Markets. After a volatile trading session, the Dow on Monday finished down 391.00 points, 1.49%, at 25,896.44. The Nasdaq declined 95.73 points, 1.20%, at 7,863.41. The S&P 500 lost 35.95 points, 1.23%, at 2,882.70.

The U.S. yield curve reached it flattest level since 2007 yesterday, stoking fears about the risk of an impending recession. The 30-year Treasury rate tumbled as much as 14 basis points on Monday to close in on its record-low of 2.0882% from July 2016, while the 10-year note fell 10 bps to 1.65%, and at one point was just 5 bps more than two-year notes.

The U.S. budget gap has reached $867 billion so far this fiscal year — up 27% versus the same point last year. That’s wider than last fiscal year’s shortfall of $779 billion — which was the largest federal deficit since 2012. Details in the WSJ.

Germany’s ZEW economic sentiment reading points to deterioration in German economy. The German ZEW institute said its economic sentiment reading fell to -44.1 in July from -24.5 in June. The group said that trade disputes and rising odds for a no-deal Brexit contributed to the worsening outlook. The results indicate the potential for a significant deterioration in the German economic outlook.

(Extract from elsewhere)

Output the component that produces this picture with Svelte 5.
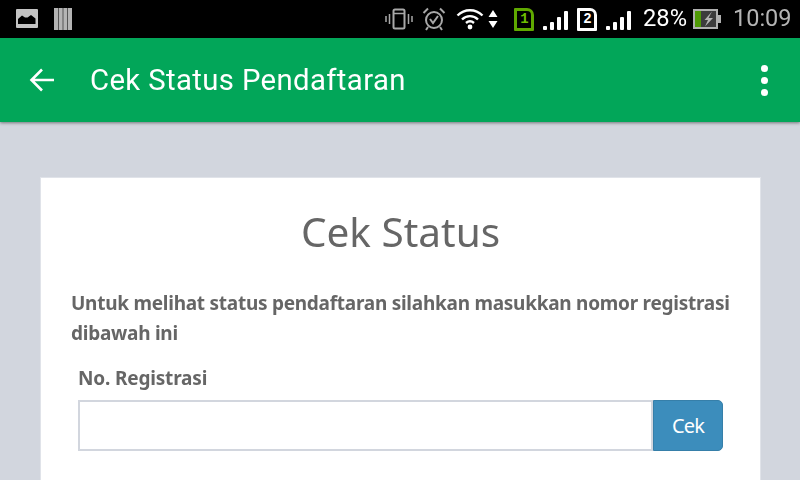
<script>
  const bars = [4, 8, 13, 19];
</script>

<div class="screen">
  <header class="status">
    <div class="left">
      <svg width="24" height="20" viewBox="0 0 24 20"><rect x="0" y="0" width="22" height="19" rx="1" fill="#c4c4c4"/><path d="M2 15V10L6 6.500L9 8.500H11.500L15 6L19.500 9.500V15Z" fill="#000"/></svg>
      <svg width="20" height="22" viewBox="0 0 20 22"><rect x="0" y="0" width="18" height="22" fill="#b4b4b4"/><path d="M4.500 0V22M9 0V22M13.500 0V22" stroke="#555" stroke-width="1"/></svg>
    </div>
    <div class="right">
      <svg class="vib" width="28" height="24" viewBox="0 0 28 24" fill="none" stroke="#a8a8a8"><rect x="8.500" y="2.500" width="11" height="19" rx="1.500" stroke-width="2"/><path d="M9 6.500H19" stroke-width="1.500"/><path d="M4.500 7V17M1 9V15M23.500 7V17M27 9V15" stroke-width="1.500"/></svg>
      <svg class="alarm" width="24" height="24" viewBox="0 0 24 24" fill="none" stroke="#a8a8a8" stroke-width="2"><circle cx="12" cy="13" r="8"/><path d="M8 12L11 16L16 9M1.500 6L6 1.500M22.500 6L18 1.500M6 20L4 23M18 20L20 23"/></svg>
      <svg class="wifi" width="28" height="22" viewBox="0 0 28 22" fill="none" stroke="#fff" stroke-width="2.400"><path d="M1.500 7.500C8.500 .5 19.500 .5 26.500 7.500M6 11.500C10.500 7 17.500 7 22 11.500M10 15C12.500 12.800 15.500 12.800 18 15"/><circle cx="14" cy="19" r="2.400" fill="#fff" stroke="none"/></svg>
      <svg class="updown" width="10" height="20" viewBox="0 0 10 20" fill="#fff"><path d="M5 1L9.500 8H.5ZM5 19L9.500 12H.5Z"/></svg>
      <div class="sim one"><span>1</span></div>
      <svg class="signal" width="26" height="22" viewBox="0 0 26 22" fill="#fff">
        {#each bars as h, i}<rect x={i * 7} y={22 - h} width="4" height={h} rx="1"/>{/each}
      </svg>
      <div class="sim two"><span>2</span></div>
      <svg class="signal second" width="26" height="22" viewBox="0 0 26 22" fill="#fff">
        {#each bars as h, i}<rect x={i * 7} y={22 - h} width="4" height={h} rx="1"/>{/each}
      </svg>
      <span class="pct">28%</span>
      <svg class="batt" width="29" height="20" viewBox="0 0 29 20"><rect x="1" y="1" width="23" height="18" fill="#3c3c3c" stroke="#b0b0b0" stroke-width="2"/><rect x="2" y="2" width="6" height="16" fill="#4f9a06"/><rect x="25" y="6" width="3" height="8" fill="#b0b0b0"/><path d="M19 2.500L11.500 11H15L12 17.500L20 9H15.500Z" fill="#b4b4b4"/></svg>
      <span class="time">10:09</span>
    </div>
  </header>

  <div class="appbar">
    <svg class="back" width="26" height="24" viewBox="0 0 26 24" fill="none" stroke="#fff" stroke-width="2.600"><path d="M25 12H3M13 1.500L2.500 12L13 22.500"/></svg>
    <h1>Cek Status Pendaftaran</h1>
    <div class="dots"><i></i><i></i><i></i></div>
  </div>

  <main>
    <section class="card">
      <h2>Cek Status</h2>
      <p>Untuk melihat status pendaftaran silahkan masukkan nomor registrasi dibawah ini</p>
      <div class="form">
        <label for="reg">No. Registrasi</label>
        <div class="group">
          <input id="reg" type="text" />
          <button type="button">Cek</button>
        </div>
      </div>
    </section>
  </main>
</div>

<style>
  :global(body) { margin: 0; background: #d2d6de; }
  .screen { width: 800px; height: 480px; overflow: hidden; display: flex; flex-direction: column; background: #d2d6de; font-family: "Noto Sans", sans-serif; }
  .status { flex: 0 0 38px; background: #000; display: flex; justify-content: space-between; align-items: center; box-sizing: border-box; padding: 0 8px 0 16px; }
  .left { display: flex; align-items: center; gap: 14px; }
  .right { display: flex; align-items: center; }
  .vib { margin-right: 9px; }
  .alarm { margin-right: 10px; }
  .wifi { margin-right: 4px; }
  .updown { margin-right: 16px; }
  .sim { box-sizing: border-box; width: 20px; height: 23px; border-radius: 1px 7px 1px 1px; display: flex; align-items: center; justify-content: center; font: 700 14px/1 "Liberation Mono", monospace; margin-right: 9px; }
  .sim.one { border: 3px solid #5fa800; color: #6fbf00; margin-right: 9px; }
  .sim.two { border: 3px solid #fff; color: #fff; margin-right: 9px; }
  .signal { margin-right: 8px; }
  .signal.second { margin-right: 11px; }
  .pct { color: #fff; font: 400 23.700px/1 Roboto, sans-serif; margin-right: 6px; will-change: transform; }
  .batt { margin-right: 11px; }
  .time { color: #b4b4b4; font: 400 23.500px/1 Roboto, sans-serif; will-change: transform; }

  .appbar { flex: 0 0 84px; background: #02a659; display: flex; align-items: center; box-sizing: border-box; padding: 2px 32px 0 29px; box-shadow: 0 1px 3px rgba(0,0,0,.45); position: relative; }
  .back { margin-right: 35px; margin-top: -2px; }
  h1 { flex: 1; margin: 0; color: #fff; font: 400 29.300px/1 Roboto, sans-serif; letter-spacing: .38px; will-change: transform; }
  .dots { display: flex; flex-direction: column; gap: 5px; margin-top: -2px; }
  .dots i { width: 7px; height: 7px; border-radius: 50%; background: #fff; }

  main { flex: 1; padding: 55px 40px 0 40px; }
  .card { box-sizing: border-box; width: 721px; height: 330px; background: #fff; border: 1px solid #e0e3e9; padding: 26px 30px 0; color: #666; }
  h2 { margin: 0; text-align: center; font: 400 40.500px/56px "Noto Sans", sans-serif; color: #666; will-change: transform; }
  p { margin: 28px 0 0; font-weight: 700; font-size: 19px; line-height: 30px; letter-spacing: -.26px; color: #666; will-change: transform; }
  .form { padding: 0 7px 0 7px; }
  label { display: block; margin-top: 16px; font-weight: 700; font-size: 19px; line-height: 28px; letter-spacing: -.17px; color: #666; will-change: transform; }
  .group { display: flex; margin-top: 8px; height: 51px; }
  input { flex: 1; min-width: 0; box-sizing: border-box; height: 51px; border: 2px solid #d2d6de; background: #fff; padding: 0; outline: none; }
  button { flex: 0 0 70px; height: 51px; box-sizing: border-box; border: 1px solid #367fa9; border-radius: 0 5px 5px 0; background: #3c8dbc; color: #fff; font: 400 20px/1 "Noto Sans", sans-serif; letter-spacing: -.8px; padding: 0; }
</style>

The reading was well below expectations and signals Europe’s largest economy is facing headwinds ahead.

Singapore’s government cut its growth outlook to 0-1% from 1.5-2.5% this year, showing how the U.S./China stand-off is hitting the region’s most trade-reliant economies.

The Argentine peso tumbled as much as 25% to a record low of 60 per dollar yesterday, with the country’s main stock index plunging by the second-largest amount of any benchmark in any country since 1950, as investors retreat in the wake of President Mauricio Macri’s stunning defeat in primary elections over the weekend.